● **Task brief**: Every line that contains the word "React" should be copied.
◆ ◆ ◆
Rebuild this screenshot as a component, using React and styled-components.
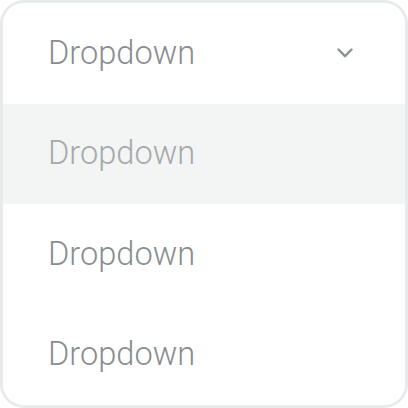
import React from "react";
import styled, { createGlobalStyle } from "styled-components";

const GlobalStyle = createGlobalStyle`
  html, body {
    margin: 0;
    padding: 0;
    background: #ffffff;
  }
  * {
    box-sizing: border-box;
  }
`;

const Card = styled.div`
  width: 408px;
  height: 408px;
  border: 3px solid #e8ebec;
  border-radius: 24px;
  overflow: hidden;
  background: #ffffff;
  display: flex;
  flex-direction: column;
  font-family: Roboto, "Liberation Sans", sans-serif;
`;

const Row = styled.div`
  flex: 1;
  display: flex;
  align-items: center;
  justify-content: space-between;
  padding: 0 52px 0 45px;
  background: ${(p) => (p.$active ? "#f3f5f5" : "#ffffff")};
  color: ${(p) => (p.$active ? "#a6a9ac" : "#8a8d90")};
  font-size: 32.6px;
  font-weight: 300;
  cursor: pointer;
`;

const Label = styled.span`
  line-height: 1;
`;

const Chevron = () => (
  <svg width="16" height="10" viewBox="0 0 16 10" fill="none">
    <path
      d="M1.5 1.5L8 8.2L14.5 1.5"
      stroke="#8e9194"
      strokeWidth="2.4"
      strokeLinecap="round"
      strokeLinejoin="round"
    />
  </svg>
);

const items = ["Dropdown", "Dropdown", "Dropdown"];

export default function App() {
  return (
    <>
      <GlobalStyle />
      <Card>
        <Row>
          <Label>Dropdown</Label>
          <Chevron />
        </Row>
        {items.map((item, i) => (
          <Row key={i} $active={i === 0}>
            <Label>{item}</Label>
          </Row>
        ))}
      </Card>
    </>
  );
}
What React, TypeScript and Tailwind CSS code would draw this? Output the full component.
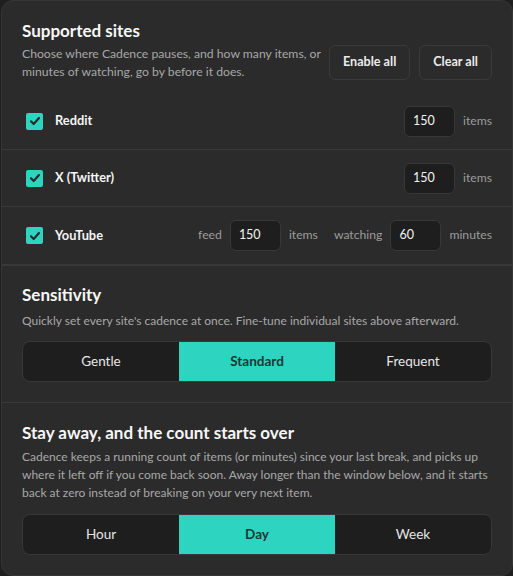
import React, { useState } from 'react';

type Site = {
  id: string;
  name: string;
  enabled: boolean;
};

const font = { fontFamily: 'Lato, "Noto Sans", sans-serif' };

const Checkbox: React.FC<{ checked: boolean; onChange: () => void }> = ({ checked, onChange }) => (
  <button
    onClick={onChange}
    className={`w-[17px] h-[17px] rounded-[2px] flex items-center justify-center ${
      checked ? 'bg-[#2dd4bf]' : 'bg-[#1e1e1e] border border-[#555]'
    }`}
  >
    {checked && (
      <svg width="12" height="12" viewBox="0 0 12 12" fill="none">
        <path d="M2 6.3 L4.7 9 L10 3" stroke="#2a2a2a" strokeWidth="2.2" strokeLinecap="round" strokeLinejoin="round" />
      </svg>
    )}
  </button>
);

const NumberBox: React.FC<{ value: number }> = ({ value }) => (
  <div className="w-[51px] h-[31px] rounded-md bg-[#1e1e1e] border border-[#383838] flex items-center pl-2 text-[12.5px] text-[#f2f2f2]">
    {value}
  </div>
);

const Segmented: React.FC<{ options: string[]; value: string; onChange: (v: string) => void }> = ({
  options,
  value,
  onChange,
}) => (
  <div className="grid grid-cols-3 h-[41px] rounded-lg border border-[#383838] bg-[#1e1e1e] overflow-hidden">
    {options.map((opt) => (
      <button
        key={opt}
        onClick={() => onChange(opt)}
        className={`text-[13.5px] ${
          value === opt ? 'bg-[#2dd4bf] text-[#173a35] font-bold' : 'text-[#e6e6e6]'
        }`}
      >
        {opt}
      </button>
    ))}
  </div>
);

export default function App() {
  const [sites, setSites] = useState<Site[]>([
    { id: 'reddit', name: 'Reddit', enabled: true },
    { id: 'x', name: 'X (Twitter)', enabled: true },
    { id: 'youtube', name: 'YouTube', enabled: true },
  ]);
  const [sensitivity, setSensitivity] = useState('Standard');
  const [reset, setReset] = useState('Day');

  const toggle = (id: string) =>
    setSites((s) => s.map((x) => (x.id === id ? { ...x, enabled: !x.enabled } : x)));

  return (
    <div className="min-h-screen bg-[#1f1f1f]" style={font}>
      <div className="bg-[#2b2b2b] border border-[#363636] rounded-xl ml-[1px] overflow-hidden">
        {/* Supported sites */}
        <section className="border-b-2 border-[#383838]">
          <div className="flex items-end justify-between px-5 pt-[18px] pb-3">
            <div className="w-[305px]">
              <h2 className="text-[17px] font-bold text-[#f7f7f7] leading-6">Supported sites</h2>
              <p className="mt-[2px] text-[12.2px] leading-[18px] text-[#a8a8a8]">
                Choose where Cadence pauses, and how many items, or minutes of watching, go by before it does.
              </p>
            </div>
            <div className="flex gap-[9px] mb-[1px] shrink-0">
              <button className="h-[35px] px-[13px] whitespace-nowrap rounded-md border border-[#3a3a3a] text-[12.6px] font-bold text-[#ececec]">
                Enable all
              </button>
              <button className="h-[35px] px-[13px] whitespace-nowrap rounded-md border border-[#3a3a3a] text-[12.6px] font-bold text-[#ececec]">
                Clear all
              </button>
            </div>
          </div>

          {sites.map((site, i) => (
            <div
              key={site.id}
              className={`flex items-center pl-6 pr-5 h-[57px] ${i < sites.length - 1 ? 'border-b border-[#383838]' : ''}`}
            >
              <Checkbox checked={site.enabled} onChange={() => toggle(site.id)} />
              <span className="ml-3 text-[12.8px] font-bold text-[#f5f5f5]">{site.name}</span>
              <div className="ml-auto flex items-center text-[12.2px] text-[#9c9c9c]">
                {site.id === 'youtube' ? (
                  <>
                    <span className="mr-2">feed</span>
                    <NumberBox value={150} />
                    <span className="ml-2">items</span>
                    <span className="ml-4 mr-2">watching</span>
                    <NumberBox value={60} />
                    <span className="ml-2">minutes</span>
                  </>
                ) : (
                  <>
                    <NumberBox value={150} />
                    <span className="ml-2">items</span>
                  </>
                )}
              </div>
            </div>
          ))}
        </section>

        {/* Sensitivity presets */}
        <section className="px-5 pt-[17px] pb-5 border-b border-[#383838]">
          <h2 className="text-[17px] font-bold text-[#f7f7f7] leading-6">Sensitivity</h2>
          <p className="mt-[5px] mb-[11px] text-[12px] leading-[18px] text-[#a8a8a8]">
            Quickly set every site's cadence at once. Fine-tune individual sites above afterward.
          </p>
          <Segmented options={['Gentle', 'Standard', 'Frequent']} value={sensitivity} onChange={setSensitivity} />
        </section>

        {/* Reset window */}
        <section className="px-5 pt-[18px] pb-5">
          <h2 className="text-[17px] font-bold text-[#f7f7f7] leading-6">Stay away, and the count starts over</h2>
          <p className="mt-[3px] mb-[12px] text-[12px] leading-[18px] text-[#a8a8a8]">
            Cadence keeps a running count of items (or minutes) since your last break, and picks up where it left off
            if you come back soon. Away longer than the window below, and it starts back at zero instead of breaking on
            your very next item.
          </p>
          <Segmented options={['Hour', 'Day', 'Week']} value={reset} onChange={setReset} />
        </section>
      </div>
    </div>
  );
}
◆ ◆ ◆
● **Exercise output**:
Rebuild this screenshot as a component, using React and styled-components.
import React from "react";
What React, TypeScript and Tailwind CSS code would draw this? Output the full component.
import React, { useState } from 'react';
const Checkbox: React.FC<{ checked: boolean; onChange: () => void }> = ({ checked, onChange }) => (
const NumberBox: React.FC<{ value: number }> = ({ value }) => (
const Segmented: React.FC<{ options: string[]; value: string; onChange: (v: string) => void }> = ({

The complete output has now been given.